Class CharsetDetector

java.lang.Object
net.sf.basedb.util.charset.CharsetDetector

public class CharsetDetector
extends Object
Utility class for testing if a text stream can be parsed using a given character set. There are two sides of the testing: The technical side which checks for invalid byte sequences, etc. This works well for UTF-8 but it is, for example, not able to discriminate betwee different ISO-8859-? or Windows-? encoding. The content side which can check that the parsed content contains some expected text strings. This can be used to discriminate between diffent ISO-8859-? or Windows-? encoding by using careful choices of text strings to look for.
Since:
3.15
Author:
nicklas
  • Field Details

    • charset

      private final Charset charset
    • lineTester

      private final StringDetector lineTester
    • parsingFailure

      private IOException parsingFailure
    • parsedBytes

      private long parsedBytes
    • parsedLines

      private int parsedLines
  • Constructor Details

    • CharsetDetector

      public CharsetDetector​(Charset charset)
      Create a detector for the given character set that only detects technical issues.

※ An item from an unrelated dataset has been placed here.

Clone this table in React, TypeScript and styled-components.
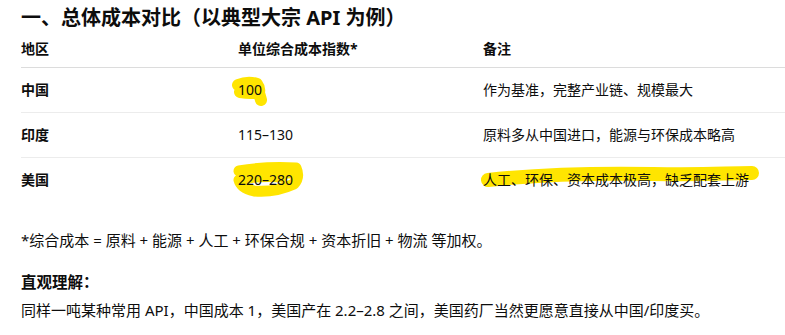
import styled, { createGlobalStyle } from 'styled-components';

const Global = createGlobalStyle`
  body {
    margin: 0;
    background: #fff;
    color: #0d0d0d;
    font-family: "Noto Sans", "Noto Sans CJK SC", sans-serif;
  }
`;

const Page = styled.div`
  width: 785px;
  height: 335px;
  overflow: hidden;
  padding: 4px 0 0 21px;
  box-sizing: border-box;
`;

const Title = styled.h2`
  margin: 0;
  font-size: 20px;
  line-height: 28px;
  font-weight: 700;
`;

const Table = styled.div`
  width: 780px;
  font-size: 14px;
  line-height: 20px;
`;

const Row = styled.div<{ $head?: boolean; $last?: boolean }>`
  display: grid;
  grid-template-columns: 217px 245px 1fr;
  padding: ${(p) => (p.$head ? '7px 0 8px' : '12px 0 12px')};
  border-bottom: 1px solid
    ${(p) => (p.$last ? 'transparent' : p.$head ? '#dcdcdc' : '#ececec')};
  font-weight: ${(p) => (p.$head ? 700 : 400)};
`;

const Region = styled.div`
  font-weight: 700;
`;

const Cell = styled.div``;

const Mark = styled.span`
  position: relative;
  display: inline-block;
`;

const MarkText = styled.span`
  position: relative;
  z-index: 1;
`;

const Stroke = styled.svg<{ $x: number; $y: number }>`
  position: absolute;
  left: ${(p) => p.$x}px;
  top: ${(p) => p.$y}px;
  overflow: visible;
  z-index: 0;
`;

const Note = styled.p`
  margin: 26px 0 0;
  font-size: 15px;
  line-height: 22px;
`;

const Sub = styled.h4`
  margin: 20px 0 0;
  font-size: 15.5px;
  line-height: 22px;
  font-weight: 700;
`;

const Para = styled.p`
  margin: 6px 0 0;
  font-size: 15px;
  line-height: 22px;
`;

const YELLOW = '#ffe500';

function Highlight({
  children,
  d,
  x,
  y,
  w,
  h,
  sw,
}: {
  children: React.ReactNode;
  d: string;
  x: number;
  y: number;
  w: number;
  h: number;
  sw: number;
}) {
  return (
    <Mark>
      <Stroke $x={x} $y={y} width={w} height={h}>
        <path
          d={d}
          fill="none"
          stroke={YELLOW}
          strokeWidth={sw}
          strokeLinecap="round"
          strokeLinejoin="round"
        />
      </Stroke>
      <MarkText>{children}</MarkText>
    </Mark>
  );
}

export default function App() {
  return (
    <>
      <Global />
      <Page>
        <Title>一、总体成本对比（以典型大宗 API 为例）</Title>
        <Table>
          <Row $head>
            <Cell>地区</Cell>
            <Cell>单位综合成本指数*</Cell>
            <Cell>备注</Cell>
          </Row>
          <Row>
            <Region>中国</Region>
            <Cell>
              <Highlight
                x={-6}
                y={-3}
                w={40}
                h={30}
                sw={12}
                d="M6 8 Q16 4 25 7 Q28 11 27 15 Q20 17 8 15 M25 9 L29 23"
              >
                100
              </Highlight>
            </Cell>
            <Cell>作为基准，完整产业链、规模最大</Cell>
          </Row>
          <Row>
            <Region>印度</Region>
            <Cell>115–130</Cell>
            <Cell>原料多从中国进口，能源与环保成本略高</Cell>
          </Row>
          <Row $last>
            <Region>美国</Region>
            <Cell>
              <Highlight
                x={-6}
                y={-5}
                w={74}
                h={34}
                sw={11}
                d="M7 6 Q36 1 64 3 Q68 12 62 19 Q42 28 22 26 Q9 23 7 15 Q24 10 50 12 M12 8 L58 8"
              >
                220–280
              </Highlight>
            </Cell>
            <Cell>
              <Highlight
                x={0}
                y={-2}
                w={276}
                h={22}
                sw={14}
                d="M5 12 C60 6 110 5 170 6 S240 5 269 5"
              >
                人工、环保、资本成本极高，缺乏配套上游
              </Highlight>
            </Cell>
          </Row>
        </Table>
        <Note>*综合成本 = 原料 + 能源 + 人工 + 环保合规 + 资本折旧 + 物流 等加权。</Note>
        <Sub>直观理解：</Sub>
        <Para>
          同样一吨某种常用 API，中国成本 1，美国产在 2.2–2.8 之间，美国药厂当然更愿意直接从中国/印度买。
        </Para>
      </Page>
    </>
  );
}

Useful for UTF-8.
    • CharsetDetector

      public CharsetDetector​(Charset charset, StringDetector lineTester)
      Create a detector for the given character set that uses technical an content-based detection. If no lineTester is given it will use only technical detection.
  • Method Details

    • getCharset

      public Charset getCharset()
      Get the character set this detector is configured to use.
    • testIt

      public boolean testIt​(InputStream in)
      Test if the given input stream can be parsed with the configured character set. The stream is read until the end is reached or until there is a decoding failure.
    • testIt

      public boolean testIt​(InputStream in, long maxBytes, int maxLines)
      Test if the given input stream can be parsed with the configured character set. The stream is read until maxBytes bytes has been parsed or until there is a decoding failure.
      Parameters:
      maxBytes - Max number of bytes to parse or -1 to not use a limit
      maxLines - Max number of lines to parse or -1 to not use a limit
    • getParsedBytes

      public long getParsedBytes()
      Get the number of bytes that the last test operation parsed.
    • getParsedLines

      public int getParsedLines()
    • getParsingFailure

      public IOException getParsingFailure()
      If the last test failed, get the exception that was thrown by the parser.